• Aim of the task:
Copy the listing verbatim, excluding any images found in it.

• Data provided:
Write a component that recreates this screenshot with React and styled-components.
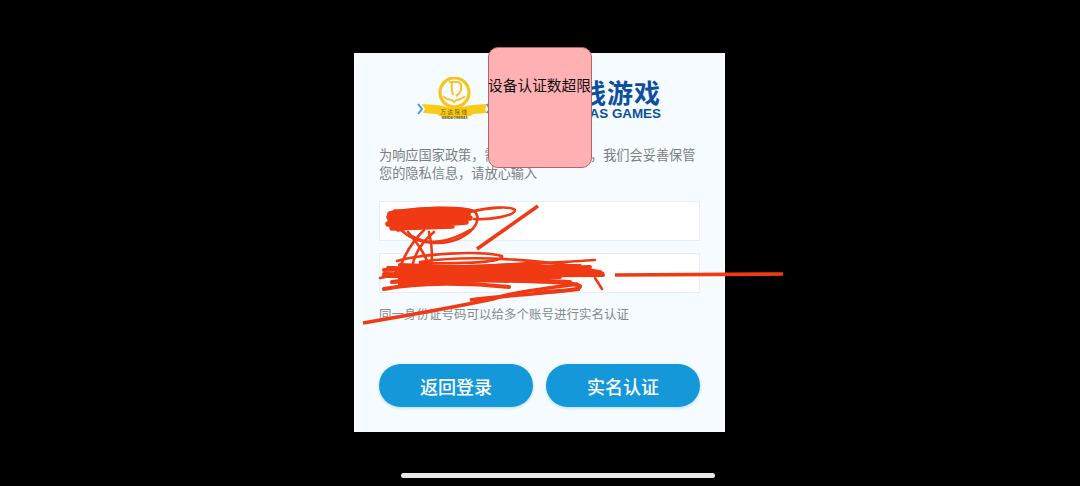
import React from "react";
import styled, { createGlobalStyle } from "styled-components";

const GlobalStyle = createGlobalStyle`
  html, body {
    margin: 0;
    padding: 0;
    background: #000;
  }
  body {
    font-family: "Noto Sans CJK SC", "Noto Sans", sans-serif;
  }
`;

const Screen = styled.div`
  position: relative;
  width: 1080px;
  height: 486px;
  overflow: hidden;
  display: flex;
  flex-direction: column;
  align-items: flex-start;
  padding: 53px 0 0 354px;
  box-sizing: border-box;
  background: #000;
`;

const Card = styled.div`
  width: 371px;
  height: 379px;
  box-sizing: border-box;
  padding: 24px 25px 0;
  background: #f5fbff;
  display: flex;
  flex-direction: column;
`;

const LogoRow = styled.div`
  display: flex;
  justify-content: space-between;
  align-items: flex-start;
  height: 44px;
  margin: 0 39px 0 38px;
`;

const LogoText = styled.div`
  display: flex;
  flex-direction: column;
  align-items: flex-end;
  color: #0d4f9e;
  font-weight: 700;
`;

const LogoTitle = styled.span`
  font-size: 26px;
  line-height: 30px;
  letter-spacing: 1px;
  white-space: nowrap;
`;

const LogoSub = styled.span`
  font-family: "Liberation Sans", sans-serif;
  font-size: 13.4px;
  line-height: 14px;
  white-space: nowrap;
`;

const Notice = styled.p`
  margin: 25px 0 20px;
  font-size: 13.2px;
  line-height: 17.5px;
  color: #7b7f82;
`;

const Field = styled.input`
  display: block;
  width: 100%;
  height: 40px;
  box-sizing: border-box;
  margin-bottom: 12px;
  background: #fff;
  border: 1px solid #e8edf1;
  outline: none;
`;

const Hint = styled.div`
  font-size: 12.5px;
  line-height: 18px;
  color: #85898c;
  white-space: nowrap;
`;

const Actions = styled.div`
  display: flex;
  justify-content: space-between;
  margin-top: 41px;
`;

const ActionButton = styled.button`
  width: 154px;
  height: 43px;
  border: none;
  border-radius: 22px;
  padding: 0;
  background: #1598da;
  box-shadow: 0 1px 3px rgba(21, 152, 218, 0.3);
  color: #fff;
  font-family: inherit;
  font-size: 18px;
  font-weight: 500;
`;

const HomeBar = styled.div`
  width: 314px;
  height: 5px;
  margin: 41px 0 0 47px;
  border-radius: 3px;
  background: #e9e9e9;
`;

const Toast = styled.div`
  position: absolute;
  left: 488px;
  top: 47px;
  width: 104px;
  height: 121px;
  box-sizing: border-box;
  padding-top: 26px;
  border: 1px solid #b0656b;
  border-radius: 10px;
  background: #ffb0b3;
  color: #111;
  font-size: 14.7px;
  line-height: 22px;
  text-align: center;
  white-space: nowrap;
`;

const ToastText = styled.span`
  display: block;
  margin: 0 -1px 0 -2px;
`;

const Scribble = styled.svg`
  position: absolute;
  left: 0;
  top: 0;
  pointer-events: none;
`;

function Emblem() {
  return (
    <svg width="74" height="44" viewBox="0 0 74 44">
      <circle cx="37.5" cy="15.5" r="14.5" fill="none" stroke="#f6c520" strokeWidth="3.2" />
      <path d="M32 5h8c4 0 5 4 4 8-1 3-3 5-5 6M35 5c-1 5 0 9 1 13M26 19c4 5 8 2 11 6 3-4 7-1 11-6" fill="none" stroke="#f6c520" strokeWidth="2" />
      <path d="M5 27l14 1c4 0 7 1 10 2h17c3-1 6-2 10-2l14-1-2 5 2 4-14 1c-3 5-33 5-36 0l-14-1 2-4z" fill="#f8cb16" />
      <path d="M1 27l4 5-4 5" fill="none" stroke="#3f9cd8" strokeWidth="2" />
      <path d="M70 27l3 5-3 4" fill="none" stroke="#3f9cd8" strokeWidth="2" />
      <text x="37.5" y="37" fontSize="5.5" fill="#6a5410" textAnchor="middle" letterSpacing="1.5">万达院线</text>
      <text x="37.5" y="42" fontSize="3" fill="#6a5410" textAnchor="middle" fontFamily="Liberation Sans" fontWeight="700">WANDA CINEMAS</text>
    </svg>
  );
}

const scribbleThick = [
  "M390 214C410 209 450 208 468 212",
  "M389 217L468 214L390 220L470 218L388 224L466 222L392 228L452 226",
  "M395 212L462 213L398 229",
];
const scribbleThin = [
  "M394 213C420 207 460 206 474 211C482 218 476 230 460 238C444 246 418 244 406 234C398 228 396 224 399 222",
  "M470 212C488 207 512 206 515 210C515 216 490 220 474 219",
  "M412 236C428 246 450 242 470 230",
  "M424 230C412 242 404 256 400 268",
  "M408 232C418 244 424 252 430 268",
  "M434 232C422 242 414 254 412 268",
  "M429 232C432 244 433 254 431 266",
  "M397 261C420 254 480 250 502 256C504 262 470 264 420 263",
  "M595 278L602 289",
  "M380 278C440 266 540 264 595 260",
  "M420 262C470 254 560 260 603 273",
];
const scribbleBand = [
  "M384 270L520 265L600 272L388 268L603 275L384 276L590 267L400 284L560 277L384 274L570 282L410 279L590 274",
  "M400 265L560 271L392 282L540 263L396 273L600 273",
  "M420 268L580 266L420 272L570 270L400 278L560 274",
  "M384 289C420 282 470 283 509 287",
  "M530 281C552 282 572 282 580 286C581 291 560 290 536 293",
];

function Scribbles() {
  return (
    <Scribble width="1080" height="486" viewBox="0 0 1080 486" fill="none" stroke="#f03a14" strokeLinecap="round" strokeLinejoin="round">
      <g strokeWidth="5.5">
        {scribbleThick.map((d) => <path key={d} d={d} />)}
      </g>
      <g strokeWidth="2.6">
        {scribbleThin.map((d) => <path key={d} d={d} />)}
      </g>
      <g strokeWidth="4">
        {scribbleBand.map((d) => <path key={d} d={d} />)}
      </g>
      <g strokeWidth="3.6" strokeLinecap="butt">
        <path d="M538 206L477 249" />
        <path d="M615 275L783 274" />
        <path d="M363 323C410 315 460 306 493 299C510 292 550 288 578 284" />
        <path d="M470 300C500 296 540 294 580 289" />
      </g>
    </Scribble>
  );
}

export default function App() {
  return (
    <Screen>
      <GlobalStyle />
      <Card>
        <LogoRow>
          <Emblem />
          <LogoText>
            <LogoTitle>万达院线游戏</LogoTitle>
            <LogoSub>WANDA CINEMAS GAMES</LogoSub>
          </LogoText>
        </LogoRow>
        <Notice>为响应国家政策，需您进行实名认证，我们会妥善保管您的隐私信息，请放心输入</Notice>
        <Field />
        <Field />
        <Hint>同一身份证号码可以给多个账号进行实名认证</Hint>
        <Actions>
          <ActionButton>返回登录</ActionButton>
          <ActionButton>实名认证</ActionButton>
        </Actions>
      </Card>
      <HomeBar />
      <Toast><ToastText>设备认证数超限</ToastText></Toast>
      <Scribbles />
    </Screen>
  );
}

• Finished exercise:
Write a component that recreates this screenshot with React and styled-components.
import React from "react";
import styled, { createGlobalStyle } from "styled-components";

const GlobalStyle = createGlobalStyle`
  html, body {
    margin: 0;
    padding: 0;
    background: #000;
  }
  body {
    font-family: "Noto Sans CJK SC", "Noto Sans", sans-serif;
  }
`;

const Screen = styled.div`
  position: relative;
  width: 1080px;
  height: 486px;
  overflow: hidden;
  display: flex;
  flex-direction: column;
  align-items: flex-start;
  padding: 53px 0 0 354px;
  box-sizing: border-box;
  background: #000;
`;

const Card = styled.div`
  width: 371px;
  height: 379px;
  box-sizing: border-box;
  padding: 24px 25px 0;
  background: #f5fbff;
  display: flex;
  flex-direction: column;
`;

const LogoRow = styled.div`
  display: flex;
  justify-content: space-between;
  align-items: flex-start;
  height: 44px;
  margin: 0 39px 0 38px;
`;

const LogoText = styled.div`
  display: flex;
  flex-direction: column;
  align-items: flex-end;
  color: #0d4f9e;
  font-weight: 700;
`;

const LogoTitle = styled.span`
  font-size: 26px;
  line-height: 30px;
  letter-spacing: 1px;
  white-space: nowrap;
`;

const LogoSub = styled.span`
  font-family: "Liberation Sans", sans-serif;
  font-size: 13.4px;
  line-height: 14px;
  white-space: nowrap;
`;

const Notice = styled.p`
  margin: 25px 0 20px;
  font-size: 13.2px;
  line-height: 17.5px;
  color: #7b7f82;
`;

const Field = styled.input`
  display: block;
  width: 100%;
  height: 40px;
  box-sizing: border-box;
  margin-bottom: 12px;
  background: #fff;
  border: 1px solid #e8edf1;
  outline: none;
`;

const Hint = styled.div`
  font-size: 12.5px;
  line-height: 18px;
  color: #85898c;
  white-space: nowrap;
`;

const Actions = styled.div`
  display: flex;
  justify-content: space-between;
  margin-top: 41px;
`;

const ActionButton = styled.button`
  width: 154px;
  height: 43px;
  border: none;
  border-radius: 22px;
  padding: 0;
  background: #1598da;
  box-shadow: 0 1px 3px rgba(21, 152, 218, 0.3);
  color: #fff;
  font-family: inherit;
  font-size: 18px;
  font-weight: 500;
`;

const HomeBar = styled.div`
  width: 314px;
  height: 5px;
  margin: 41px 0 0 47px;
  border-radius: 3px;
  background: #e9e9e9;
`;

const Toast = styled.div`
  position: absolute;
  left: 488px;
  top: 47px;
  width: 104px;
  height: 121px;
  box-sizing: border-box;
  padding-top: 26px;
  border: 1px solid #b0656b;
  border-radius: 10px;
  background: #ffb0b3;
  color: #111;
  font-size: 14.7px;
  line-height: 22px;
  text-align: center;
  white-space: nowrap;
`;

const ToastText = styled.span`
  display: block;
  margin: 0 -1px 0 -2px;
`;

const Scribble = styled.svg`
  position: absolute;
  left: 0;
  top: 0;
  pointer-events: none;
`;

function Emblem() {
  return (
    <svg width="74" height="44" viewBox="0 0 74 44">
      <circle cx="37.5" cy="15.5" r="14.5" fill="none" stroke="#f6c520" strokeWidth="3.2" />
      <path d="M32 5h8c4 0 5 4 4 8-1 3-3 5-5 6M35 5c-1 5 0 9 1 13M26 19c4 5 8 2 11 6 3-4 7-1 11-6" fill="none" stroke="#f6c520" strokeWidth="2" />
      <path d="M5 27l14 1c4 0 7 1 10 2h17c3-1 6-2 10-2l14-1-2 5 2 4-14 1c-3 5-33 5-36 0l-14-1 2-4z" fill="#f8cb16" />
      <path d="M1 27l4 5-4 5" fill="none" stroke="#3f9cd8" strokeWidth="2" />
      <path d="M70 27l3 5-3 4" fill="none" stroke="#3f9cd8" strokeWidth="2" />
      <text x="37.5" y="37" fontSize="5.5" fill="#6a5410" textAnchor="middle" letterSpacing="1.5">万达院线</text>
      <text x="37.5" y="42" fontSize="3" fill="#6a5410" textAnchor="middle" fontFamily="Liberation Sans" fontWeight="700">WANDA CINEMAS</text>
    </svg>
  );
}

const scribbleThick = [
  "M390 214C410 209 450 208 468 212",
  "M389 217L468 214L390 220L470 218L388 224L466 222L392 228L452 226",
  "M395 212L462 213L398 229",
];
const scribbleThin = [
  "M394 213C420 207 460 206 474 211C482 218 476 230 460 238C444 246 418 244 406 234C398 228 396 224 399 222",
  "M470 212C488 207 512 206 515 210C515 216 490 220 474 219",
  "M412 236C428 246 450 242 470 230",
  "M424 230C412 242 404 256 400 268",
  "M408 232C418 244 424 252 430 268",
  "M434 232C422 242 414 254 412 268",
  "M429 232C432 244 433 254 431 266",
  "M397 261C420 254 480 250 502 256C504 262 470 264 420 263",
  "M595 278L602 289",
  "M380 278C440 266 540 264 595 260",
  "M420 262C470 254 560 260 603 273",
];
const scribbleBand = [
  "M384 270L520 265L600 272L388 268L603 275L384 276L590 267L400 284L560 277L384 274L570 282L410 279L590 274",
  "M400 265L560 271L392 282L540 263L396 273L600 273",
  "M420 268L580 266L420 272L570 270L400 278L560 274",
  "M384 289C420 282 470 283 509 287",
  "M530 281C552 282 572 282 580 286C581 291 560 290 536 293",
];

function Scribbles() {
  return (
    <Scribble width="1080" height="486" viewBox="0 0 1080 486" fill="none" stroke="#f03a14" strokeLinecap="round" strokeLinejoin="round">
      <g strokeWidth="5.5">
        {scribbleThick.map((d) => <path key={d} d={d} />)}
      </g>
      <g strokeWidth="2.6">
        {scribbleThin.map((d) => <path key={d} d={d} />)}
      </g>
      <g strokeWidth="4">
        {scribbleBand.map((d) => <path key={d} d={d} />)}
      </g>
      <g strokeWidth="3.6" strokeLinecap="butt">
        <path d="M538 206L477 249" />
        <path d="M615 275L783 274" />
        <path d="M363 323C410 315 460 306 493 299C510 292 550 288 578 284" />
        <path d="M470 300C500 296 540 294 580 289" />
      </g>
    </Scribble>
  );
}

export default function App() {
  return (
    <Screen>
      <GlobalStyle />
      <Card>
        <LogoRow>
          <Emblem />
          <LogoText>
            <LogoTitle>万达院线游戏</LogoTitle>
            <LogoSub>WANDA CINEMAS GAMES</LogoSub>
          </LogoText>
        </LogoRow>
        <Notice>为响应国家政策，需您进行实名认证，我们会妥善保管您的隐私信息，请放心输入</Notice>
        <Field />
        <Field />
        <Hint>同一身份证号码可以给多个账号进行实名认证</Hint>
        <Actions>
          <ActionButton>返回登录</ActionButton>
          <ActionButton>实名认证</ActionButton>
        </Actions>
      </Card>
      <HomeBar />
      <Toast><ToastText>设备认证数超限</ToastText></Toast>
      <Scribbles />
    </Screen>
  );
}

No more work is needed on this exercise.